Partially-coherent wavefront propagation calculations have proven to be feasible and very beneficial in the design of
beamlines for 3rd and 4th generation Synchrotron Radiation (SR) sources. These types of calculations use the framework
of classical electrodynamics for the description, on the same accuracy level, of the emission by relativistic electrons
moving in magnetic fields of accelerators, and the propagation of the emitted radiation wavefronts through beamline
optical elements. This enables accurate prediction of performance characteristics for beamlines exploiting high SR
brightness and/or high spectral flux.

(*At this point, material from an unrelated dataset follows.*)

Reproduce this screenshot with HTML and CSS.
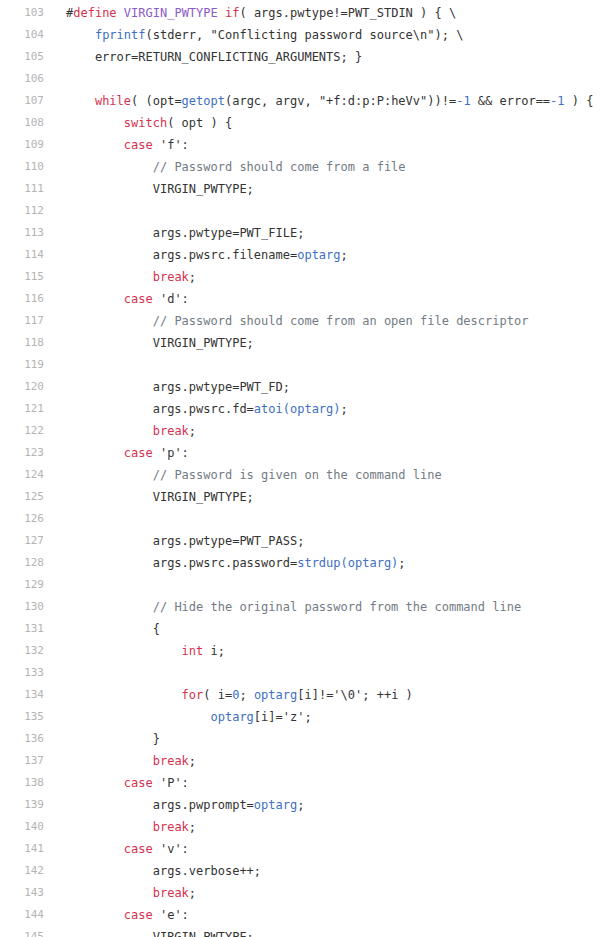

Detailed analysis of radiation degree of coherence, offered by the partially-coherent
wavefront propagation method, is of paramount importance for modern storage-ring based SR sources, which, thanks to
extremely small sub-nanometer-level electron beam emittances, produce substantial portions of coherent flux in X-ray
spectral range. We describe the general approach to partially-coherent SR wavefront propagation simulations and present
examples of such simulations performed using "Synchrotron Radiation Workshop" (SRW) code for the parameters of
hard X-ray undulator based beamlines at the National Synchrotron Light Source II (NSLS-II), Brookhaven National
Laboratory. These examples illustrate general characteristics of partially-coherent undulator radiation beams in low-emittance
SR sources, and demonstrate advantages of applying high-accuracy physical-optics simulations to the
optimization and performance prediction of X-ray optical beamlines in these new sources.